Another useful and provocative essay by Beauchamp goes straight to the heart of the rhetorical struggle by taking on the most emotionally loaded word in the debates, killing. We know that letting terminally ill people die by removing medical support which might keep them alive is not uncommon, and we make a distinction between that and killing. But is that distinction relevant? In a nuanced argument, which will, no doubt, prompt many responses, Beauchamp removes the term killing from the debates over the justification for physician-assisted death and argues that “unless a valid liberty-limiting principle warrants intervention to prevent an act of hastened death, there is no moral basis for condemning or punishing the envisioned autonomous acts of patients and their willing physicians.”

The ethical arguments have been complicated in recent years by improvements in the ways we treat pain, for now in many cases physicians may tacitly consent to what amounts to assisted dying by providing pain-relieving measures which the patient may then use to end his life (e.g., morphine drips). An informative essay by Brock reviews a number of the ethical issues raised by this option in comparison with others (voluntary starvation and physician-assisted suicide) in order to collapse the distinctions made between them in law and public policy.

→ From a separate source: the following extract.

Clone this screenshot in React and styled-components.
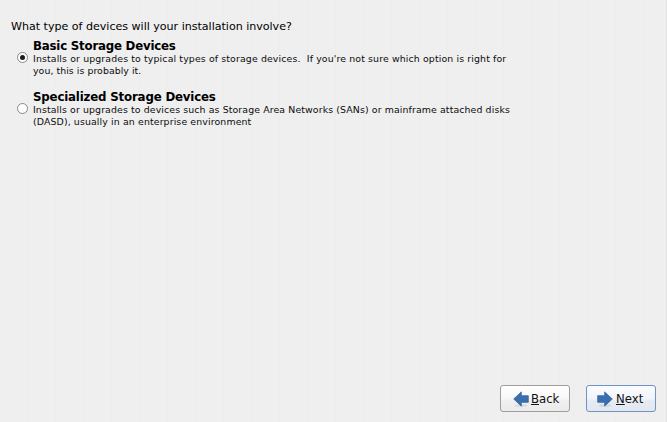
import React from 'react';
import styled, { createGlobalStyle } from 'styled-components';

const Global = createGlobalStyle`
  * { box-sizing: border-box; }
  body { margin: 0; background: #efefef; }
`;

const Page = styled.main`
  display: flex;
  flex-direction: column;
  width: 667px;
  height: 422px;
  padding: 19px 10px 10px 11px;
  overflow: hidden;
  color: #000;
  background: repeating-linear-gradient(90deg, #efefef 0 13px, #eeedee 13px 14px);
  border-right: 1px solid #e2e2e2;
  font-family: 'DejaVu Sans', sans-serif;
`;

const Question = styled.h1`
  margin: 0;
  font-size: 11.1px;
  line-height: 15px;
  font-weight: 400;
  letter-spacing: -0.02px;
  white-space: pre;
`;

const Options = styled.div`
  display: flex;
  flex-direction: column;
  gap: 8px;
  padding-top: 5px;
`;

const Option = styled.label`
  display: flex;
  align-items: flex-start;
  height: 43px;
`;

const Radio = styled.span`
  display: flex;
  align-items: center;
  justify-content: center;
  flex: none;
  width: 11px;
  height: 11px;
  margin: 13px 5px 0 6px;
  border: 1px solid #8d8587;
  border-radius: 50%;
  background: #fff;
`;

const Dot = styled.span`
  width: 5px;
  height: 5px;
  border-radius: 50%;
  background: #1c1c1c;
`;

const OptionTitle = styled.div`
  font-size: 11.8px;
  line-height: 14px;
  font-weight: 700;
  letter-spacing: ${(p) => p.$tracking}px;
  white-space: pre;
`;

const Line = styled.div`
  font-size: 9.4px;
  line-height: 12px;
  color: #0c0c0c;
  letter-spacing: ${(p) => p.$tracking}px;
  white-space: pre;
`;

const Actions = styled.footer`
  display: flex;
  justify-content: flex-end;
  gap: 16px;
  margin-top: auto;
`;

const Button = styled.button`
  display: flex;
  align-items: center;
  gap: ${(p) => (p.$primary ? 3 : 2)}px;
  width: 70px;
  height: 27px;
  padding: 0 0 0 ${(p) => (p.$primary ? 10 : 12)}px;
  border: 1px solid ${(p) => (p.$primary ? '#6d94c4' : '#a39c9c')};
  border-radius: 3px;
  background: ${(p) =>
    p.$primary
      ? 'linear-gradient(#fbfcff, #f1f4fa 50%, #e6ebf3 60%, #e3e7ee)'
      : 'linear-gradient(#fff, #f8f8f8 50%, #efefef 60%, #ebebeb)'};
  color: #111;
  font: 11.7px/16px 'DejaVu Sans', sans-serif;
  white-space: nowrap;

  u {
    text-underline-offset: 1px;
  }
`;

const Arrow = styled.svg`
  flex: none;
  width: 16px;
  height: 16px;
`;

function ArrowIcon({ left }) {
  return (
    <Arrow viewBox="0 0 16 16">
      <ellipse cx="8" cy="14.5" rx="6.5" ry="1.5" fill="#000" opacity=".08" />
      <path
        d={left ? 'M15.3 4.7h-7V.9L.7 8l7.6 7.1v-3.8h7z' : 'M.7 4.7h7V.9L15.3 8l-7.6 7.1v-3.8h-7z'}
        fill="#3b6ead"
        stroke="#3565a2"
        strokeWidth=".8"
      />
    </Arrow>
  );
}

const options = [
  {
    title: 'Basic Storage Devices',
    titleTracking: -0.22,
    selected: true,
    lines: [
      ["Installs or upgrades to typical types of storage devices.  If you're not sure which option is right for", 0.125],
      ['you, this is probably it.', 0.05],
    ],
  },
  {
    title: 'Specialized Storage Devices',
    titleTracking: -0.18,
    selected: false,
    lines: [
      ['Installs or upgrades to devices such as Storage Area Networks (SANs) or mainframe attached disks', 0.11],
      ['(DASD), usually in an enterprise environment', 0.12],
    ],
  },
];

export default function App() {
  return (
    <Page>
      <Global />
      <Question>What type of devices will your installation involve?</Question>
      <Options>
        {options.map((o) => (
          <Option key={o.title}>
            <Radio>{o.selected && <Dot />}</Radio>
            <div>
              <OptionTitle $tracking={o.titleTracking}>{o.title}</OptionTitle>
              {o.lines.map(([text, tracking]) => (
                <Line key={text} $tracking={tracking}>{text}</Line>
              ))}
            </div>
          </Option>
        ))}
      </Options>
      <Actions>
        <Button><ArrowIcon left /><span><u>B</u>ack</span></Button>
        <Button $primary><ArrowIcon /><span><u>N</u>ext</span></Button>
      </Actions>
    </Page>
  );
}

While such ethical discussions will be extremely illuminating for many general readers, lawyers, and students, they probably won’t win too much support on the campaign trail from voters with short attention spans. For that, empirical evidence tends to be far more persuasive (particularly to counter slippery slope scare tactics). The inclusion of five essays dealing with practices in Oregon and The Netherlands reflects the editors’ sense that this material is particularly important in the continuing struggle to have the law changed.

The final section of the collection focuses on the political and legal turmoil over physician-assisted dying. Here, for all the interesting details, the exclusive focus on the United States somewhat limits the usefulness of the discussion for Canadians. The section does, however, stimulate one to reflect on how our situation is different and how that might affect our options for practical action. We have the immense advantage of a much more liberal tradition in the federal government, which does not usually engage in over-zealous prosecution of activities which violate its narrow moral sensibilities in “hot button” public issues (the Ashcroft syndrome), but we lack the means to initiate provincial referendums to advance the cause. I suspect that will force us, in our authentic Canadian manner, to exert pressure on members of parliament through professional associations (particularly those representing the medical profession and social workers) and through special interest groups (e.g., the elderly and the disabled).

Whatever our tactics, we will need to keep ourselves up-to-date on an issue marked in recent years by rapid changes on almost all fronts. There’s no better place to start that process than this collection of essays, stimulating and useful in themselves and offering all sorts of suggestions for further reading.

Ian Johnston is a writer and retired instructor in English, Classics and Liberal Studies.